-- Available data --

----

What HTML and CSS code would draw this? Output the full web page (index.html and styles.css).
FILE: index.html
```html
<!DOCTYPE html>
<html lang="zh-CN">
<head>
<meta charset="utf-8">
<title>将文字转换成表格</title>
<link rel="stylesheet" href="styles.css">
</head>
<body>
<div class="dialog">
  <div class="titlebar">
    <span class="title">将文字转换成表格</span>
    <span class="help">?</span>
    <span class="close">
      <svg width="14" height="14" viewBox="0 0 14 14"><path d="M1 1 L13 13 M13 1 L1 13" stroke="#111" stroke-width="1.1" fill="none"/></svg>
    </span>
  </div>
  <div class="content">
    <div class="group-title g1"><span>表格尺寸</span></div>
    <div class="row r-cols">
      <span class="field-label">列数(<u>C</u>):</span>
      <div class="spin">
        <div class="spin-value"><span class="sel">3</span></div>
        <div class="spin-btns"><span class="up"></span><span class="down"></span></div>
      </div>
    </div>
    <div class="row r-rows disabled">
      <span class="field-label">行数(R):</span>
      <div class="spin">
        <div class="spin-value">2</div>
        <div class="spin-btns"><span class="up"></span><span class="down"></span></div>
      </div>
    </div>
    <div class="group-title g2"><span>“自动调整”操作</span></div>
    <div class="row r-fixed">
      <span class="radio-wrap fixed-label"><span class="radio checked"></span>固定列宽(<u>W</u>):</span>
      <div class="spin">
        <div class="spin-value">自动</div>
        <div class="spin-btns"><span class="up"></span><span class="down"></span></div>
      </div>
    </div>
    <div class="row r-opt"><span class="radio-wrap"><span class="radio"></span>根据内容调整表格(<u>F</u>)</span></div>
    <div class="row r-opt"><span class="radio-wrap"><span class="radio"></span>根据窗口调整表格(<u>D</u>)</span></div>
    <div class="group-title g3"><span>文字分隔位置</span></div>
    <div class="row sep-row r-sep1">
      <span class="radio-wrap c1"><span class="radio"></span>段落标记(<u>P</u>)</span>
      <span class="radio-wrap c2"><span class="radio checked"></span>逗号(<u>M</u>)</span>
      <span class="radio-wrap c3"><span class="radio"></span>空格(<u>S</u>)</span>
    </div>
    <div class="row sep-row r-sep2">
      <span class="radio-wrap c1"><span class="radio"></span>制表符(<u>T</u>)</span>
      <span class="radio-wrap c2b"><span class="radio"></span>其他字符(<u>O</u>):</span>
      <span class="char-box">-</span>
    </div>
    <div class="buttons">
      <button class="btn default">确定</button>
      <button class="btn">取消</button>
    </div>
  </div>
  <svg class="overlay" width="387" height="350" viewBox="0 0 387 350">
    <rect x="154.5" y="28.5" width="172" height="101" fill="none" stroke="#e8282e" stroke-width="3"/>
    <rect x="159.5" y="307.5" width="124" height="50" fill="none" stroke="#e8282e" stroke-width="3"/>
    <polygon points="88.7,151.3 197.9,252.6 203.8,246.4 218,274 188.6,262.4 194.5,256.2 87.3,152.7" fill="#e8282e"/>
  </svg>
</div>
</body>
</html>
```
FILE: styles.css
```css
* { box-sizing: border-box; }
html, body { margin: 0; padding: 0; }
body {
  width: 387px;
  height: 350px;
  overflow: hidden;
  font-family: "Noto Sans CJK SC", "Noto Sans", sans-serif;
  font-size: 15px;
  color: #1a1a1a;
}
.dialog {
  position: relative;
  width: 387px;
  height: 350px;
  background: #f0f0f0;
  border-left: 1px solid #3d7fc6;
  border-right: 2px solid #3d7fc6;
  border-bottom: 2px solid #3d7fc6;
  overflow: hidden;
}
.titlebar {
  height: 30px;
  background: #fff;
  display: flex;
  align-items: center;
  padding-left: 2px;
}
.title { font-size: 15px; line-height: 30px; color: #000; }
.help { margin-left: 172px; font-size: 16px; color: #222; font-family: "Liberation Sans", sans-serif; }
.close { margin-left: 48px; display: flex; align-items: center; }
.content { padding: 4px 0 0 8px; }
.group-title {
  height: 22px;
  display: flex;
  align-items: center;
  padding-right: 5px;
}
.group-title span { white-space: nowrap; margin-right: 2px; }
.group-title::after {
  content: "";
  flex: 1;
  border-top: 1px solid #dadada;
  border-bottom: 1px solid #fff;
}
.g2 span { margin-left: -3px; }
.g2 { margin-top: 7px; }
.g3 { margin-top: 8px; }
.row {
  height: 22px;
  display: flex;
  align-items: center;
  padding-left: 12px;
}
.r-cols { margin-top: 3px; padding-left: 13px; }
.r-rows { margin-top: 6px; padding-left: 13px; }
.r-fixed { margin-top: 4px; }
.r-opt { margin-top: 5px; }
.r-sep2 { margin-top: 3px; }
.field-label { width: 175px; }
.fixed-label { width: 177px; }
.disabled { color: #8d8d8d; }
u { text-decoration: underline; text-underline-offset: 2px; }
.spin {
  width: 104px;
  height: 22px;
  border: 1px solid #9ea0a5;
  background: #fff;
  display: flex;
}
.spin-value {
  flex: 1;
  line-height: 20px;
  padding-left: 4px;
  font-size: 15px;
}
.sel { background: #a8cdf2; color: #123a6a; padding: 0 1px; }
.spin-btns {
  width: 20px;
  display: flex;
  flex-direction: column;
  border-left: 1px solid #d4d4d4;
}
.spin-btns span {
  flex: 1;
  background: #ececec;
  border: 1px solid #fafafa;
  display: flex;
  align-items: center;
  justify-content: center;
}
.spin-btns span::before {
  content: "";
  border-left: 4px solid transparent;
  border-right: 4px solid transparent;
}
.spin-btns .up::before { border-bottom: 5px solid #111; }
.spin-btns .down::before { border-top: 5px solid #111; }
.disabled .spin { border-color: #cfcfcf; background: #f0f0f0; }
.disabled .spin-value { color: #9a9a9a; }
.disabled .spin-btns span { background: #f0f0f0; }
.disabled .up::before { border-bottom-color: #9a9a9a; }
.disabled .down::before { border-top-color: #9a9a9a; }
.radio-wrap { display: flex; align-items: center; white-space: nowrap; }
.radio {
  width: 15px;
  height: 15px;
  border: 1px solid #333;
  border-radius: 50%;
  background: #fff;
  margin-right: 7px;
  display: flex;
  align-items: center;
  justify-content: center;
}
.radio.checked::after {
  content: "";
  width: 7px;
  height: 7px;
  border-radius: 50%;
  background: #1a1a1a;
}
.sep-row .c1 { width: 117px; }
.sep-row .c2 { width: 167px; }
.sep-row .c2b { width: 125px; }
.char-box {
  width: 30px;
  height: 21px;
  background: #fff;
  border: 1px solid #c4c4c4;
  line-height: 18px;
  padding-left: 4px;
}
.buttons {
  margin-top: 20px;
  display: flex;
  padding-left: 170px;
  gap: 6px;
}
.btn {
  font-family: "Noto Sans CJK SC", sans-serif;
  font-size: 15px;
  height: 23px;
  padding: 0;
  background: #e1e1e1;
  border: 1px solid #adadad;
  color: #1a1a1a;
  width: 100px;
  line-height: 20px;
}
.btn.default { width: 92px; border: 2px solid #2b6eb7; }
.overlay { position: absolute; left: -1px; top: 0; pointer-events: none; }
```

----

-- Exercise objective --
Quote the whole listing above, leaving nothing out.

-- Worked solution --
What HTML and CSS code would draw this? Output the full web page (index.html and styles.css).
FILE: index.html
```html
<!DOCTYPE html>
<html lang="zh-CN">
<head>
<meta charset="utf-8">
<title>将文字转换成表格</title>
<link rel="stylesheet" href="styles.css">
</head>
<body>
<div class="dialog">
  <div class="titlebar">
    <span class="title">将文字转换成表格</span>
    <span class="help">?</span>
    <span class="close">
      <svg width="14" height="14" viewBox="0 0 14 14"><path d="M1 1 L13 13 M13 1 L1 13" stroke="#111" stroke-width="1.1" fill="none"/></svg>
    </span>
  </div>
  <div class="content">
    <div class="group-title g1"><span>表格尺寸</span></div>
    <div class="row r-cols">
      <span class="field-label">列数(<u>C</u>):</span>
      <div class="spin">
        <div class="spin-value"><span class="sel">3</span></div>
        <div class="spin-btns"><span class="up"></span><span class="down"></span></div>
      </div>
    </div>
    <div class="row r-rows disabled">
      <span class="field-label">行数(R):</span>
      <div class="spin">
        <div class="spin-value">2</div>
        <div class="spin-btns"><span class="up"></span><span class="down"></span></div>
      </div>
    </div>
    <div class="group-title g2"><span>“自动调整”操作</span></div>
    <div class="row r-fixed">
      <span class="radio-wrap fixed-label"><span class="radio checked"></span>固定列宽(<u>W</u>):</span>
      <div class="spin">
        <div class="spin-value">自动</div>
        <div class="spin-btns"><span class="up"></span><span class="down"></span></div>
      </div>
    </div>
    <div class="row r-opt"><span class="radio-wrap"><span class="radio"></span>根据内容调整表格(<u>F</u>)</span></div>
    <div class="row r-opt"><span class="radio-wrap"><span class="radio"></span>根据窗口调整表格(<u>D</u>)</span></div>
    <div class="group-title g3"><span>文字分隔位置</span></div>
    <div class="row sep-row r-sep1">
      <span class="radio-wrap c1"><span class="radio"></span>段落标记(<u>P</u>)</span>
      <span class="radio-wrap c2"><span class="radio checked"></span>逗号(<u>M</u>)</span>
      <span class="radio-wrap c3"><span class="radio"></span>空格(<u>S</u>)</span>
    </div>
    <div class="row sep-row r-sep2">
      <span class="radio-wrap c1"><span class="radio"></span>制表符(<u>T</u>)</span>
      <span class="radio-wrap c2b"><span class="radio"></span>其他字符(<u>O</u>):</span>
      <span class="char-box">-</span>
    </div>
    <div class="buttons">
      <button class="btn default">确定</button>
      <button class="btn">取消</button>
    </div>
  </div>
  <svg class="overlay" width="387" height="350" viewBox="0 0 387 350">
    <rect x="154.5" y="28.5" width="172" height="101" fill="none" stroke="#e8282e" stroke-width="3"/>
    <rect x="159.5" y="307.5" width="124" height="50" fill="none" stroke="#e8282e" stroke-width="3"/>
    <polygon points="88.7,151.3 197.9,252.6 203.8,246.4 218,274 188.6,262.4 194.5,256.2 87.3,152.7" fill="#e8282e"/>
  </svg>
</div>
</body>
</html>
```
FILE: styles.css
```css
* { box-sizing: border-box; }
html, body { margin: 0; padding: 0; }
body {
  width: 387px;
  height: 350px;
  overflow: hidden;
  font-family: "Noto Sans CJK SC", "Noto Sans", sans-serif;
  font-size: 15px;
  color: #1a1a1a;
}
.dialog {
  position: relative;
  width: 387px;
  height: 350px;
  background: #f0f0f0;
  border-left: 1px solid #3d7fc6;
  border-right: 2px solid #3d7fc6;
  border-bottom: 2px solid #3d7fc6;
  overflow: hidden;
}
.titlebar {
  height: 30px;
  background: #fff;
  display: flex;
  align-items: center;
  padding-left: 2px;
}
.title { font-size: 15px; line-height: 30px; color: #000; }
.help { margin-left: 172px; font-size: 16px; color: #222; font-family: "Liberation Sans", sans-serif; }
.close { margin-left: 48px; display: flex; align-items: center; }
.content { padding: 4px 0 0 8px; }
.group-title {
  height: 22px;
  display: flex;
  align-items: center;
  padding-right: 5px;
}
.group-title span { white-space: nowrap; margin-right: 2px; }
.group-title::after {
  content: "";
  flex: 1;
  border-top: 1px solid #dadada;
  border-bottom: 1px solid #fff;
}
.g2 span { margin-left: -3px; }
.g2 { margin-top: 7px; }
.g3 { margin-top: 8px; }
.row {
  height: 22px;
  display: flex;
  align-items: center;
  padding-left: 12px;
}
.r-cols { margin-top: 3px; padding-left: 13px; }
.r-rows { margin-top: 6px; padding-left: 13px; }
.r-fixed { margin-top: 4px; }
.r-opt { margin-top: 5px; }
.r-sep2 { margin-top: 3px; }
.field-label { width: 175px; }
.fixed-label { width: 177px; }
.disabled { color: #8d8d8d; }
u { text-decoration: underline; text-underline-offset: 2px; }
.spin {
  width: 104px;
  height: 22px;
  border: 1px solid #9ea0a5;
  background: #fff;
  display: flex;
}
.spin-value {
  flex: 1;
  line-height: 20px;
  padding-left: 4px;
  font-size: 15px;
}
.sel { background: #a8cdf2; color: #123a6a; padding: 0 1px; }
.spin-btns {
  width: 20px;
  display: flex;
  flex-direction: column;
  border-left: 1px solid #d4d4d4;
}
.spin-btns span {
  flex: 1;
  background: #ececec;
  border: 1px solid #fafafa;
  display: flex;
  align-items: center;
  justify-content: center;
}
.spin-btns span::before {
  content: "";
  border-left: 4px solid transparent;
  border-right: 4px solid transparent;
}
.spin-btns .up::before { border-bottom: 5px solid #111; }
.spin-btns .down::before { border-top: 5px solid #111; }
.disabled .spin { border-color: #cfcfcf; background: #f0f0f0; }
.disabled .spin-value { color: #9a9a9a; }
.disabled .spin-btns span { background: #f0f0f0; }
.disabled .up::before { border-bottom-color: #9a9a9a; }
.disabled .down::before { border-top-color: #9a9a9a; }
.radio-wrap { display: flex; align-items: center; white-space: nowrap; }
.radio {
  width: 15px;
  height: 15px;
  border: 1px solid #333;
  border-radius: 50%;
  background: #fff;
  margin-right: 7px;
  display: flex;
  align-items: center;
  justify-content: center;
}
.radio.checked::after {
  content: "";
  width: 7px;
  height: 7px;
  border-radius: 50%;
  background: #1a1a1a;
}
.sep-row .c1 { width: 117px; }
.sep-row .c2 { width: 167px; }
.sep-row .c2b { width: 125px; }
.char-box {
  width: 30px;
  height: 21px;
  background: #fff;
  border: 1px solid #c4c4c4;
  line-height: 18px;
  padding-left: 4px;
}
.buttons {
  margin-top: 20px;
  display: flex;
  padding-left: 170px;
  gap: 6px;
}
.btn {
  font-family: "Noto Sans CJK SC", sans-serif;
  font-size: 15px;
  height: 23px;
  padding: 0;
  background: #e1e1e1;
  border: 1px solid #adadad;
  color: #1a1a1a;
  width: 100px;
  line-height: 20px;
}
.btn.default { width: 92px; border: 2px solid #2b6eb7; }
.overlay { position: absolute; left: -1px; top: 0; pointer-events: none; }
```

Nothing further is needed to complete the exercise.